Taking on the Big Easy
At 18, Chase started working in French Quarter restaurants, first making $1 a day at the long-since-closed Colonial Restaurant. A newspaper advertisement for an “attractive, light-colored waitress” led her to work at the Coffee Pot on St. Peter Street.
These experiences, combined with her rural upbringing, set her apart from other New Orleans chefs, says Mark Cave, senior historian at the Historic New Orleans Collection. “She had the connection to the earth, to the land, from childhood, and then brought that with her to the big city,” he says.
(Here’s how to indulge your sweet tooth in New Orleans.)
Chase’s work in the French Quarter exposed her to the world of fine dining. For her, dining was not just a meal—it was an experience and the heart of connection.
These connections blossomed as Leah Chase married local musician Edgar “Dooky” Chase, Jr. in 1946. His parents had created a po’ boy shop in 1939 and opened Dooky Chase Restaurant in 1941, overcoming significant hurdles.
Leah Chase and her husband Edgar “Dooky” Chase, Jr. transformed their humble po’ boy shop into a legendary culinary institution.
Photograph by Gift of Harold F. Baquet and Cheron Brylski, The Historic New Orleans Collection
“African Americans had to start businesses little by little because they had no one to loan them money to start any ideas,” says Reese. “My grandmother was able to purchase the building in 1941 that with the help of a vendor willing to put his trust in her.”
Initially, Leah Chase focused on raising her four children. When her youngest child started kindergarten, she joined the family business, bringing her vision to expand it into a sit-down restaurant. “She was just a force of nature who pushed for the best of the best,” Cave says.
Setting the culinary standard
In the early 1960s, in a city deeply divided by segregation, Dooky Chase Restaurant played a crucial role in the Civil Rights Movement, hosting meetings and serving activists like Martin Luther King Jr., Thurgood Marshall, and James Baldwin.
“Unions were big financiers of the Civil Rights Movement, and many who helped organize were white,” Cave says. “[Chase] broke the law serving Black and white people together but got the police to turn a blind eye by feeding them too.”
One of Leah Chase’s iconic pieces of clothing was a red double-breasted chef jacket.

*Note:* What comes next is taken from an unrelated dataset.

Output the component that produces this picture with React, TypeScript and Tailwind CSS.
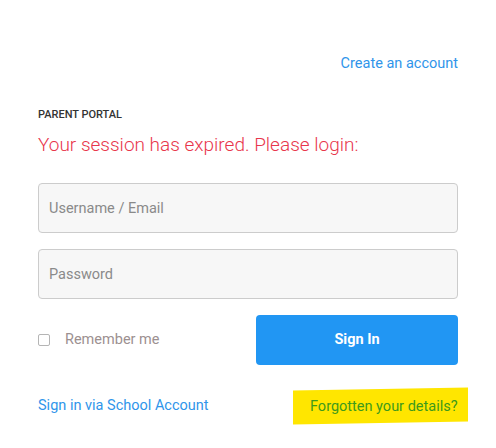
export default function App() {
    return (
        <div className="min-h-[448px] w-[496px] bg-white font-['Roboto',sans-serif]">
            <div className="mx-[38px] w-[420px] pt-[54px]">
                <div className="flex justify-end">
                    <a href="#" className="text-[14.5px] leading-5 text-[#2f95ea]">
                        Create an account
                    </a>
                </div>
                <div className="mt-[33px] text-[11px] font-medium uppercase leading-4 text-[#333333]">
                    Parent Portal
                </div>
                <h1 className="mt-[10px] text-[19px] font-light leading-6 text-[#e8364c]">
                    Your session has expired. Please login:
                </h1>
                <form className="mt-[26px] flex flex-col gap-4">
                    <input
                        type="text"
                        placeholder="Username / Email"
                        className="h-[50px] w-full rounded border border-[#cccccc] bg-[#f7f7f7] px-[10px] text-[14.5px] text-[#555] placeholder:text-[#8a8a8a] outline-none"
                    />
                    <input
                        type="password"
                        placeholder="Password"
                        className="h-[50px] w-full rounded border border-[#cccccc] bg-[#f7f7f7] px-[10px] text-[14.5px] text-[#555] placeholder:text-[#8a8a8a] outline-none"
                    />
                    <div className="flex items-center justify-between">
                        <label className="flex items-center gap-[15px]">
                            <span className="h-3 w-3 rounded-[2px] border border-[#b5b5b5] bg-white" />
                            <span className="text-[14.5px] text-[#9c9090]">Remember me</span>
                        </label>
                        <button
                            type="button"
                            className="h-[50px] w-[202px] rounded bg-[#2196f3] text-[14.5px] font-bold text-white"
                        >
                            Sign In
                        </button>
                    </div>
                </form>
                <div className="mt-[24px] flex items-center justify-between">
                    <a href="#" className="text-[14.5px] leading-5 text-[#2f95ea]">
                        Sign in via School Account
                    </a>
                    <span className="-mr-[10px] -skew-y-1 bg-[#ffe600] py-[5px] pl-[17px] pr-[10px]">
                        <a href="#" className="inline-block skew-y-1 text-[14.5px] leading-5 text-[#3d9a1c]">
                            Forgotten your details?
                        </a>
                    </span>
                </div>
            </div>
        </div>
    );
}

Photograph by Heritage Images, Getty Images
However, Chase questioned if she was making any impact on the movement at all.
“My mother once talked to a priest and wondered what talents she had to create change,” says Reese. “The priest told my mother, ‘How many people could feed the people that you fed and make them happy? You are using the talent that God gave you.’”
(Deconstructing gumbo, Louisiana’s beloved state dish.)
Chase then realized that she had helped fuel the movement. “It was over her food that they strategize their next steps,” Reese says. “She said, ‘I’ve changed the course of America over my bowl of gumbo.”
A lasting legacy
Leah Chase’s influence on Creole cuisine extended far beyond the walls of Dooky Chase Restaurant. The spices and flavors in every dish Chase created earned her the nickname “Queen of Creole Cuisine.” She was instrumental in refining and popularizing Creole cooking, blending traditional recipes with innovative techniques to elevate the cuisine to new heights.
Many prominent chefs, including Emeril Lagasse and John Besh, have cited Chase as a pivotal influence in their careers, instilling in them the importance of using fresh, local ingredients and the significance of culinary heritage.
Chase passed away in 2019, but her legacy lives on through her family and the countless chefs she inspired. Princess Tiana’s story, mirroring Chase’s journey from humble beginnings to culinary excellence, underscores themes of perseverance, hard work, and community support.